Deshalb entstehen seit den neunziger Jahren Boote, die beinahe wie früher aussehen: Sie beginnen mit einem ansehnlichen Löffelbug. Ihre charmant geschwungene Deckskante führt zu einem aparten Überhang mit klassisch geneigtem Yachtheck. Darüber erhebt sich ein ebenfalls herrlich antiquiertes, kastenförmiges Deckshaus. In Holland, wo sie meist gezeichnet wurden, werden diese Boote "nieuwe klassiekers“ genannt.

Obwohl diese Yachten wie von gestern aussehen, sind sie es nicht. Ihre antiquierte Form endet an der Wasserlinie. Es sind keine traditionell langkieligen Rümpfe mit V-förmig tiefer Spantform, sondern flache U-Spanter mit modernem Flossenkiel und separatem Ruder. Das hat mehrere Vor- aber auch Nachteile.

Die moderne Kiel- Ruderkonfiguration kommt den Segeleigenschaften zugute. Zugleich bringt sie Spurtreue mit Wendigkeit in Einklang. Der zwischen Kiel und Ruder wirkende Propeller punktet mit ausgezeichneter Manövrierfähigkeit – ganz im Unterschied zum klassischen Langkieler, wo die Rückwärtsfahrt ein Lotteriespiel mit ungewissem Ausgang ist.

Die Nachteile: Der U-spantig flache statt V-förmig tiefe Rumpf hat keine Bilge wie der klassische Langkieler. Damit fehlt der Platz für gerade bei Fahrtenschiffen wichtige Tanks mit günstigem Schwerpunkt mittschiffs. Der norddeutsche Yachtkonstrukteur Georg Nissen, der mehrere Retro-Boote in diesem Stil und auch den viel bewunderten 22 m Renner "Heaven can Wait“ gezeichnet hat, macht noch auf einen weiteren Gesichtspunkt aufmerksam: „Damit sich zwischen dem flachen Bootsboden und dem Flushdeck die wünschenswerte Stehhöhe unterbringen lässt, gibt es für diese Boote eine Mindestlänge von etwa 60 Fuß. Man kann das nicht mit einem angehobenen Freibord ausgleichen, weil der Rumpf dann zu gedrungen aussieht“ sagt Nissen. Je länger diese Retroschlitten sind, desto besser sehen sie mit ihrem niedrigen Freibord und den eleganten Überhängen aus. Im Idealfall steckt ein Viertel bis ein Drittel der Länge in den Überhängen.

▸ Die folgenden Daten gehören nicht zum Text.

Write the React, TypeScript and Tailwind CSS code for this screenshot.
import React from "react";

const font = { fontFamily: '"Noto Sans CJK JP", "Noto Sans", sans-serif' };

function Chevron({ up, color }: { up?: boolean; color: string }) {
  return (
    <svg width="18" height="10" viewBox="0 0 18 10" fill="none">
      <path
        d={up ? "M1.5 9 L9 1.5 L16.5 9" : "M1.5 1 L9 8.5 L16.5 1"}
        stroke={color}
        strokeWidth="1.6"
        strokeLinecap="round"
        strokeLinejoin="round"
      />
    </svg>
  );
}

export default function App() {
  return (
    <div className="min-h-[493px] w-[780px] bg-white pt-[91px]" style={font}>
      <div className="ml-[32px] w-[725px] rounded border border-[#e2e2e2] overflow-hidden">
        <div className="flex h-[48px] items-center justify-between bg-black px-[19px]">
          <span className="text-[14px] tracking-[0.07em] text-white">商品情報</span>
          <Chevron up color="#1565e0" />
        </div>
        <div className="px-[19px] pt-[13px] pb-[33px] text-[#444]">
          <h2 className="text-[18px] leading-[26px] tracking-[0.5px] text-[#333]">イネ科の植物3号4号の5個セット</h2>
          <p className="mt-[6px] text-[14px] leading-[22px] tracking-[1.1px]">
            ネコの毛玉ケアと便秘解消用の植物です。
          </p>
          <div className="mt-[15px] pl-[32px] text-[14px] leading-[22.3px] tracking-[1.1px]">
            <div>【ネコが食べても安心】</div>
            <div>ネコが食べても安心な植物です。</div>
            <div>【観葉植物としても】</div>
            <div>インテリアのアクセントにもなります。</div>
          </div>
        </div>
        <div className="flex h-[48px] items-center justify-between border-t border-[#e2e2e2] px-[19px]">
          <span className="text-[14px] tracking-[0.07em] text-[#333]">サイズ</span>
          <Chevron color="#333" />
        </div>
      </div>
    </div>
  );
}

Übrigens ist die Idee ein ziemlich alter Hut. Der pfiffige Mix aus traditionellem Über- und modernem Unterwasserschiff ist mittlerweile 45 Jahre alt. 1970 zeichnete der Londoner Bootskonstrukteur Robert Clark die „British Steel“ für den Einhandweltumsegler Chay Blyth. Blyth segelte mit dem 18 m Stahlschiff 1970/71 nonstop, gegen übliche Windrichtungen und Strömungen erstmals Einhand von Ost nach West um die Welt. Es war eine Art Feuerprobe für den damals noch von Traditionalisten skeptisch gesehenen modernen Lateralplan.

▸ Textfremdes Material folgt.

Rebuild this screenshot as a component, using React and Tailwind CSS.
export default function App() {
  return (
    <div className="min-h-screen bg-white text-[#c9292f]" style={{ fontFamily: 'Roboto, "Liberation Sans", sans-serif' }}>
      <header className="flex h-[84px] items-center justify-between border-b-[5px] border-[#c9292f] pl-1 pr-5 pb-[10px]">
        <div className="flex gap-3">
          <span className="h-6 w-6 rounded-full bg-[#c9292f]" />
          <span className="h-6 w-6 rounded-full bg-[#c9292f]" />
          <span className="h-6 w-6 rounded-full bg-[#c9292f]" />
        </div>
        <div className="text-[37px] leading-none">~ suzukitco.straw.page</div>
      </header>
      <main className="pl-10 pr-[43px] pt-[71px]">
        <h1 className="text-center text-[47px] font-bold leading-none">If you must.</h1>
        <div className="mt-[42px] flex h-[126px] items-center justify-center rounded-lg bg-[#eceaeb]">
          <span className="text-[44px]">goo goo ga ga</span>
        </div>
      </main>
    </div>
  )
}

Anfang der Neunziger Jahre entwickelte der holländische Konstrukteur Andre Hoek mit seinen Hoek Design "Truly Classics“ ein Baukastensystem individualisierbarer Kleinstserien-Konstruktionen so genannter "Semi Customs“, die dem Konstrukteur, der Werft und dem Eigner Zeit und Geld sparen. Wenn etwas schon mal gebaut wurde und sich bewährt hat, muss es nicht neu erfunden werden. Zwölf Truly Classic Typen von 51 bis 128 Fuß sind mittlerweile unterwegs. Natürlich setzen auch andere Konstrukteure und Werften das Rezept für das beste zweier Welten auf ihre Weise um. Georg Nissen beispielsweise trieb mit der "Heaven can Wait“ den Mix aus gestrigem Charme und gegenwärtigem Bootsbau ziemlich weit. Ein hydraulisch bewegter Hubkiel bringt Segelleistungen (Tiefgang) mit Buchten- und Hafentauglichkeit (wenig Tiefgang) in Einklang.

Oben schön von gestern und unter Wasser modern: Seitenansicht einer 'Truly Classic 78'
Oben schön von gestern und unter Wasser modern: Seitenansicht einer 'Truly Classic 78' © Hoek Design

Leider sind auch Kleinstserienerzeugnisse aus Stahl, Aluminium oder Holz neu teuer, außerhalb der Reichweite der meisten Segler. Umso erfreulicher, dass gelegentlich welche gebraucht angeboten werden. Sei es altershalber, oder weil die Eigner über ein größeres Exemplar nachdenken. Man kommt halt schwer vom Genuss, mit so einem Schlitten durchs Meer zu preschen, los. Und es ist eine wahre Freude, sich so eine Schönheit irgendwo an einem Strand beim Ankern anzugucken. Man glaubt, einen Gentleman-Segler der Dreißiger Jahre vor sich zu haben.